Mas em Jo, a vida eterna e o julgamento de condenação não estão reservados para
o fim dos tempos. A vida eterna e o julgamento, segundo Jo, acontecem desde o
encontro com Jesus. É a realidade atual, já presente e operante dentro da
história e dentro da pessoa humana (v.18). Não é Deus que julga, e sim o
próprio homem se julga pela atitude que adota. O próprio homem se julga pela
opção feita. Vida e morte dependem da fé
em Cristo. Isto quer dizer que quem acreditar em Jesus, ele tem a vida
imediatamente. Ao contrário, quem recusar Jesus, ele se autodetermina para a
morte (definitiva). Este é o sentido da expressão bíblica “ser julgado”.
Por isso, nos três últimos
versículos sublinha-se a norma de conduta para chegar à salvação. Para que o
homem possa chegar à salvação, ele deve deixar-se questionar pela luz do
Senhor.
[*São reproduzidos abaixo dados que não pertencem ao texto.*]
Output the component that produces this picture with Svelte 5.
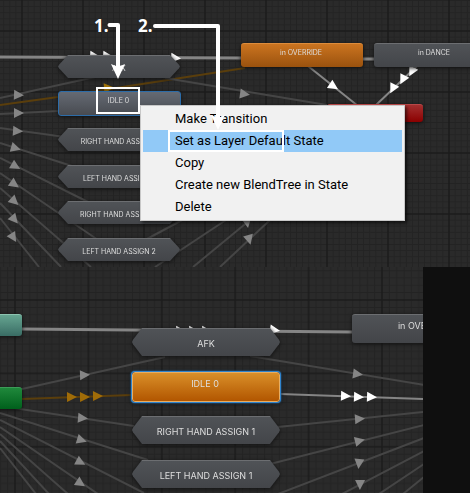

E esta luz é o Filho, nosso Senhor Jesus Cristo(Jo 8,12), na sua função
salvadora de dar a vida para todos(Jo 10,10). Em outras palavras, o homem deve
converter-se todos os dias. Mas devemos saber que a conversão por medo de
castigo não é conversão. A verdadeira conversão acontece somente quando a
pessoa sente uma vontade verdadeira de se tornar melhor cada dia.
Os homens que não optarem pelo
caminho da conversão, segundo Jo, é porque eles amam mais as trevas do que a
luz (v.19). E eles amam as trevas porque as suas obras são más. Seus atores
detestam a luz devido ao medo de serem reveladas essas obras más. Por isso,
eles tentam afastar de qualquer maneira a presença da luz. Mas será que eles
conseguirão esconder as suas obras más eternamente? O evangelista Mateus
responde: “...nada há de encoberto que
não venha a ser descoberto, nem de oculto que não venha a ser revelado” (cf.
Mt 10,26b). Amar as trevas significa
recusar a luz. E esta recusa é mortal.